Let the games begin, or in this case, continue.

The New York State attorney general's office has filed suit against JPMorgan Chase (NYSE: JPM) for securities fraud committed by its Bear Stearns unit in the run-up to the financial crisis. The 31-page filing doesn't specify damages sought, but with more than $20 billion called out of lost investor money, you can bet the state will eventually be asking for billions in return.

The ghost of Bear Stearns past
In a nutshell, the suit says that JPMorgan "committed multiple fraudulent and deceptive acts in promoting and selling" residential mortgage-backed securities (the faltering debt instruments that were at the heart of the financial crash), and that "defendants failed to use due diligence as a tool to identify and eliminate the many defective loans that they purchased from originators."

Of course, it wasn't JPMorgan that committed the alleged fraud, it was Bear Stearns. Bear Stearns, if you remember, was acquired by JPMorgan on March 14, 2008 in the hastily arranged deal that saved the fast-imploding bank from bankruptcy. It's now apparent, however, that in buying Bear Stearns JPMorgan also bought the bank's ill-managed past, which, of course, is why it was imploding in the first place.

No act of kindness goes unpunished
This is the umpteenth lawsuit brought by the umpteenth prosecutor over claims arising from the financial crash. This particular one arose out of the Residential Mortgage Backed Security Working Group, set up by President Obama specifically to go after banks that had misbehaved in the run-up to the crash.

Should JPMorgan pay for the sins of Bear Stearns past? JPMorgan did get Bear for a steal: $2 per share. And the whole deal was backstopped by the Federal Reserve. Why? The Fed was nervous that a chaotic collapse of Bear might start a dangerous, economy-threatening chain reaction on Wall Street followed potentially by Main Street (which, of course, is exactly what happened six months later, after Lehman Brothers blew up).

So the backstop had to be there; with unknown billions at risk due to Bear's trading obligations, it was the only way JPMorgan would agree to it. Netted out, I think it's fair to say that JPMorgan did everyone a favor by picking up the wreckage of Bear Stearns. And if Bear Stearns hadn't managed its affairs so poorly, it never would have been trading for $2 per share.

Lawsuits gone wild
It's hard to say, in the end, what will come of the JPMorgan suit. But these kinds of things are typically settled out of court, no one admits guilt, and everyone goes away sort of content:

  • Bank of America (NYSE: BAC) just settled a shareholder lawsuit to the tune of $2.4 billion, for alleged misconduct in how it handled the acquisition of Merrill Lynch, another hastily arranged deal done in the pressure cooker of the crash. Of course, B of A officially admitted to no wrongdoing, stating that it was just trying to put the whole thing behind it. 
  • Citigroup (NYSE: C) settled a $590 million lawsuit at the end of August, brought by angry shareholders who contend they were misled about the bank's exposure to subprime mortgage debt in the run-up to the financial crisis. 
  • Even Wells Fargo (NYSE: WFC), a bank that kept its nose cleaner than any other bank in the run-up to the crash, had to settle a $175 million lawsuit charging it had racially discriminated against mortgage applicants, shifting them toward higher rate loans when they could have just as easily gotten lower-rate loans. 

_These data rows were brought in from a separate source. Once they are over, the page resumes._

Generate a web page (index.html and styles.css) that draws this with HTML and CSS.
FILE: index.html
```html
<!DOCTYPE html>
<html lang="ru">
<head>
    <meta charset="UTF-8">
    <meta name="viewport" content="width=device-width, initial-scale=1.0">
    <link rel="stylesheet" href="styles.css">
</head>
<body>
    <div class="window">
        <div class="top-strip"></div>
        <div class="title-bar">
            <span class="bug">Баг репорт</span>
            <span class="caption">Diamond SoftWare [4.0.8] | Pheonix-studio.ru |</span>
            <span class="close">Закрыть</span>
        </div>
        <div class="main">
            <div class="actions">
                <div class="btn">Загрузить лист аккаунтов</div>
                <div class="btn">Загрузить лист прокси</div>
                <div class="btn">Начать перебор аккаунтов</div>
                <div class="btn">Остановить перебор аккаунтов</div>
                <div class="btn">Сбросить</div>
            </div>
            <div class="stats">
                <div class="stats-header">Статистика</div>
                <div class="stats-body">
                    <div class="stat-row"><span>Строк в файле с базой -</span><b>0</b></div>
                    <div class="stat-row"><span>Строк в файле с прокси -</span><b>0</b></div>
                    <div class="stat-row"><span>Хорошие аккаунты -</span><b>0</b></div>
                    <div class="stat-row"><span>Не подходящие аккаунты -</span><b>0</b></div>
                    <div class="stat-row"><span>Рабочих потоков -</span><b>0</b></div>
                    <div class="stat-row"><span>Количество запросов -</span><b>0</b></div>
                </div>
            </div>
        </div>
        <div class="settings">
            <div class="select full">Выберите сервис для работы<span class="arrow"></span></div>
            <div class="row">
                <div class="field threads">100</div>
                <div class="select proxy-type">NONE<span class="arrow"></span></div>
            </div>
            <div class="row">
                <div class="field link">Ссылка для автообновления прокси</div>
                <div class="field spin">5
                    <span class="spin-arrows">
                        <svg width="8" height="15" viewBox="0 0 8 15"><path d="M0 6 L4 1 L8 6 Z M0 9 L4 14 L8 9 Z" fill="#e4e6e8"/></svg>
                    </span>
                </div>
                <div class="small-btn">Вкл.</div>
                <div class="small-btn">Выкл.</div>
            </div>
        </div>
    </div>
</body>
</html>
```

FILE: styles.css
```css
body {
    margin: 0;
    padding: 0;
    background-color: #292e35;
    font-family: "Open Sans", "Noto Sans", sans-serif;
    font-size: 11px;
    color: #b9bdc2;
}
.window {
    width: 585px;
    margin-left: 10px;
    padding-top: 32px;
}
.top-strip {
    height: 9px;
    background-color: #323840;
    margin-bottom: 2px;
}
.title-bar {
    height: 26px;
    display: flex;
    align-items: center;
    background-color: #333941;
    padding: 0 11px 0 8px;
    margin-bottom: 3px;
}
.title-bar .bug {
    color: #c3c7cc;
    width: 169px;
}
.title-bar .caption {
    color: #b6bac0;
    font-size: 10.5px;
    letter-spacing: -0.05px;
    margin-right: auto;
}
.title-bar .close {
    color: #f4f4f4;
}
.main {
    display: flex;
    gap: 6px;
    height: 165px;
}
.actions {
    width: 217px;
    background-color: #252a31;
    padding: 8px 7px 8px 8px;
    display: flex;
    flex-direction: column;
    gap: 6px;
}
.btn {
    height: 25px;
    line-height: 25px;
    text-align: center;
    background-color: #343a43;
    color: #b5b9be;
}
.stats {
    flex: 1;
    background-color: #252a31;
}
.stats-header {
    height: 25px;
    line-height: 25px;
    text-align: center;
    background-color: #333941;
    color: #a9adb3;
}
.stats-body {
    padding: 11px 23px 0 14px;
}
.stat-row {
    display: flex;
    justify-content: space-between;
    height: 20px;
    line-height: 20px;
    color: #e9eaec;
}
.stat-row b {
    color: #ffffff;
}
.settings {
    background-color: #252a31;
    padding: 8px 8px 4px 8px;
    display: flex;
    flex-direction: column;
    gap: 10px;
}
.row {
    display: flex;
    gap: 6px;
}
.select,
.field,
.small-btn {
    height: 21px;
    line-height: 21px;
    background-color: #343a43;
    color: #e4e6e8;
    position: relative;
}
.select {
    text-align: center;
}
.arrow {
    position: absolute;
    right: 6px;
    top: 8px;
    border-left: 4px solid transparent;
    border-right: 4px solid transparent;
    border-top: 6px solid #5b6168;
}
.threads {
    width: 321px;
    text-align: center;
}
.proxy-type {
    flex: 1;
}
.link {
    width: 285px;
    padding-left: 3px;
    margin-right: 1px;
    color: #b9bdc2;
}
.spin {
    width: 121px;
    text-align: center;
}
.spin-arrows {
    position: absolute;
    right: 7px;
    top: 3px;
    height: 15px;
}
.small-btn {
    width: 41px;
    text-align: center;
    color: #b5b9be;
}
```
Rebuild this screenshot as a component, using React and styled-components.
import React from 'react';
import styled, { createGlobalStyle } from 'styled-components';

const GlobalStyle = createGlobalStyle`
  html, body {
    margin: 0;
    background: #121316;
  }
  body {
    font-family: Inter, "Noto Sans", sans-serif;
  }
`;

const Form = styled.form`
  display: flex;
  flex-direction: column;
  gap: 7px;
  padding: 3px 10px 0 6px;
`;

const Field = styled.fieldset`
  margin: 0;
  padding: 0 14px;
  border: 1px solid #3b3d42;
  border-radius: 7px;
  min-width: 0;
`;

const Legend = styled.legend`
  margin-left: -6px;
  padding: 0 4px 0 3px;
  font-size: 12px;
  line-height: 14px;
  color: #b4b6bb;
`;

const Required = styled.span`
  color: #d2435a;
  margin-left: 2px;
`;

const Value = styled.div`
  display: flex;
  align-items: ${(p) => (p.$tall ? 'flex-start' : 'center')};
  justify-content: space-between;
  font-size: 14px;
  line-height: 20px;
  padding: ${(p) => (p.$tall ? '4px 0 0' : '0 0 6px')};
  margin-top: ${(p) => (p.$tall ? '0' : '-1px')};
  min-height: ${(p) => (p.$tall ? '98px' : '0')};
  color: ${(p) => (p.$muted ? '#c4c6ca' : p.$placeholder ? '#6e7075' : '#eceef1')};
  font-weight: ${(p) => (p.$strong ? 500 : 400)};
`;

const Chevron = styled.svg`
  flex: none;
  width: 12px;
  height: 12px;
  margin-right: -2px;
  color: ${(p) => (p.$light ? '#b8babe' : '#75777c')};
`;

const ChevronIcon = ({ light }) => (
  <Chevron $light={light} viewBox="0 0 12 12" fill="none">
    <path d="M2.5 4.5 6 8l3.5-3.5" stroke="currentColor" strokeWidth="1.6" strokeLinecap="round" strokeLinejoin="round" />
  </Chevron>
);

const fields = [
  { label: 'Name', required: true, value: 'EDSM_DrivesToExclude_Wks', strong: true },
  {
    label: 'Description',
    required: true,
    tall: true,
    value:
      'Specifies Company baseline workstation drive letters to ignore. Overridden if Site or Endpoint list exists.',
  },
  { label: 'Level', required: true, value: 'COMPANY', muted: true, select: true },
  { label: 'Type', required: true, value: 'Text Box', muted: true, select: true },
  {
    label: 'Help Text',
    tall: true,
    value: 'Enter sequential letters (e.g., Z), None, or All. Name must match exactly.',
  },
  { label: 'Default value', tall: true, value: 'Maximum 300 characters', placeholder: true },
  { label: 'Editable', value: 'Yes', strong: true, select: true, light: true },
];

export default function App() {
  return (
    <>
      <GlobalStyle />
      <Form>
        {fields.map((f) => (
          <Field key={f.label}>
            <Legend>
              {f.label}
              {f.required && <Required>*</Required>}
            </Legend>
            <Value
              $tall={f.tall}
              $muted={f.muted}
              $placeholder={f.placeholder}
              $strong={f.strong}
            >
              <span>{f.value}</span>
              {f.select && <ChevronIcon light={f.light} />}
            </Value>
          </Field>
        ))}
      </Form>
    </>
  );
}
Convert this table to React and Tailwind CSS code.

Do banks need to be held accountable for their actions? Yes, but at four years out from the crash, these types of lawsuits are beginning to feel a bit petty, and political, especially given that the misdeeds in this lawsuit were done previous to JPMorgan's purchase.

Worst case, even if JPMorgan does end up facing a multi-billion payout because of this, the bank will survive, and the stock price won't likely take much of a hit either. The London Whale debacle, a $5.8 billion mistake, didn't do lasting damage to either the bank's balance sheet or it's stock price. However this New York State filing turns out, it likely won't either.